国立劇場 蘇合香(3) なぜ音響にこだわるのか?
なぜ音響に関して、こうもこだわるのかといいますと。。。
ホールでの雅楽の聴こえ方によって、おそらく楽器の演奏法や、楽器の製作に対するスタンスそのものが、今後、変わってきてしまうだろうから、、、です。。。
笙の音本来の音、というものがあります。
楽部の笙は、弱い、という人がいらっしゃいますが、笙本来の音、と思います。
(実際のところ、ぜんぜん弱くないです)。
ピアノという楽器も、ここ2世紀ほどで、ひたすら大音量化をたどって来た楽器です。
ショパンが愛用していたピアノでは、プレイエル社のピアノが有名で、貴族のサロンで、優雅かつ繊細な音を奏でていました。
ショパンと同時代の作曲家・ピアニストでフランツ・リストがいますが、リストはエラール社のピアノを愛用していたようです。「超絶技巧」をコンサートホールで派手に披露するタイプのリストの曲には、大音量がでて、反応がよく、軽く鳴るピアノがぴったりだったようです。
その後、コンサートホールが巨大化するにつれて、ピアノもさらに大型化。
雅楽を始め、和楽器類も、今、同じ路を辿ろうとしているように思えます。
笙の音も、ただただ「音量が出ればいい」という観点から楽器を作ろうとする動きもあるようです。でも、音量や反応の良さで、失われていく性質があるのです。。。

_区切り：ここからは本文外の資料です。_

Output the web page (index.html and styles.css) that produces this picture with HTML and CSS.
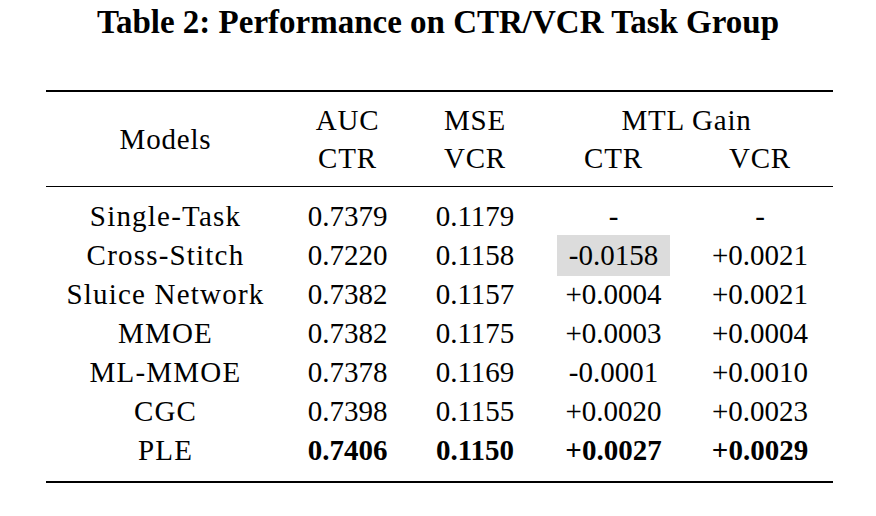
FILE: index.html
```html
<!DOCTYPE html>
<html>
<head>
<meta charset="utf-8">
<link rel="stylesheet" href="styles.css">
</head>
<body>
<h1 class="title">Table 2: Performance on CTR/VCR Task Group</h1>
<div class="tbl">
  <div class="head grid">
    <div class="models">Models</div>
    <div>AUC</div>
    <div>MSE</div>
    <div class="span2">MTL Gain</div>
    <div>CTR</div>
    <div>VCR</div>
    <div>CTR</div>
    <div>VCR</div>
  </div>
  <div class="body grid">
    <div class="name">Single-Task</div><div>0.7379</div><div>0.1179</div><div>-</div><div>-</div>
    <div class="name">Cross-Stitch</div><div>0.7220</div><div>0.1158</div><div><span class="hl">-0.0158</span></div><div>+0.0021</div>
    <div class="name">Sluice Network</div><div>0.7382</div><div>0.1157</div><div>+0.0004</div><div>+0.0021</div>
    <div class="name">MMOE</div><div>0.7382</div><div>0.1175</div><div>+0.0003</div><div>+0.0004</div>
    <div class="name">ML-MMOE</div><div>0.7378</div><div>0.1169</div><div>-0.0001</div><div>+0.0010</div>
    <div class="name">CGC</div><div>0.7398</div><div>0.1155</div><div>+0.0020</div><div>+0.0023</div>
    <div class="name">PLE</div><div class="b">0.7406</div><div class="b">0.1150</div><div class="b">+0.0027</div><div class="b">+0.0029</div>
  </div>
</div>
</body>
</html>
```
FILE: styles.css
```css
html, body {
  margin: 0;
  padding: 0;
  background: #fff;
}
body {
  width: 876px;
  height: 516px;
  overflow: hidden;
  font-family: "Liberation Serif", "Times New Roman", serif;
  color: #000;
}
.title {
  margin: 0;
  padding-top: 2px;
  font-size: 33px;
  line-height: 40px;
  font-weight: bold;
  text-align: center;
}
.tbl {
  width: 787px;
  margin: 48px 0 0 46px;
  border-top: 2px solid #000;
  border-bottom: 2px solid #000;
  font-size: 29px;
}
.grid {
  display: grid;
  grid-template-columns: 239px 125px 130px 147px 146px;
  text-align: center;
}
.head {
  padding: 9px 0;
  line-height: 38px;
  border-bottom: 1px solid #000;
  letter-spacing: 0.8px;
}
.head .models {
  grid-row: 1 / span 2;
  align-self: center;
}
.head .span2 {
  grid-column: 4 / span 2;
}
.body {
  padding: 10px 0 11px;
  line-height: 39px;
}
.name {
  letter-spacing: 1.2px;
}
.b {
  font-weight: bold;
}
.hl {
  display: inline-block;
  background: #dcdcdc;
  padding: 1px 12px;
  margin: -1px 0;
}
```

例えば、煤竹、というのは枯れきった、いわば「古材」です。
そして枯れきった素材にしか出せない、柔らかい、優しい音がします。
煮竹は割れやすい、という欠点がありますが、煮竹でもいい音がしている楽器は、あります。ともに合竹の音が柔らかく、まとまって聴こえます。
黒檀の笙、というものがあります。
黒檀で、竹の部分をまねて細工をして、組んである楽器です。
洋楽器とのコラボレーションなどでは非常にいいと思いますが、古典では、やはり異質な音として響くと思います。
「耳」はわがままです。
今回の公演で、おそらく「笙が弱い」と感じた人は多いと思います。ですがそれは、前の記事に書いた通り、ホールの音響によることが大きいのです。
そういった要求に答えるべく、笙も大音量で演奏しよう、と、つい頑張ってしまいがちですが。。。
多忠麿先生にも「うんじゃ、うんじゃ(笙の息の張り方)ばかりいう笙は、よろしくない」というご注意を受けたことがあり、忠輝先生は、忠麿先生以上に、息の張りに関しては、ご注意が細かいです。。。
笙の製作者にもそういったことが(大音量化が)求められていくかもしれませんが。。。
PA(音響)の技術によって、そういったことが(繊細な古典の音色を保ちながら、合奏での笙が、沈まないように)、カバーできると思うのです。。。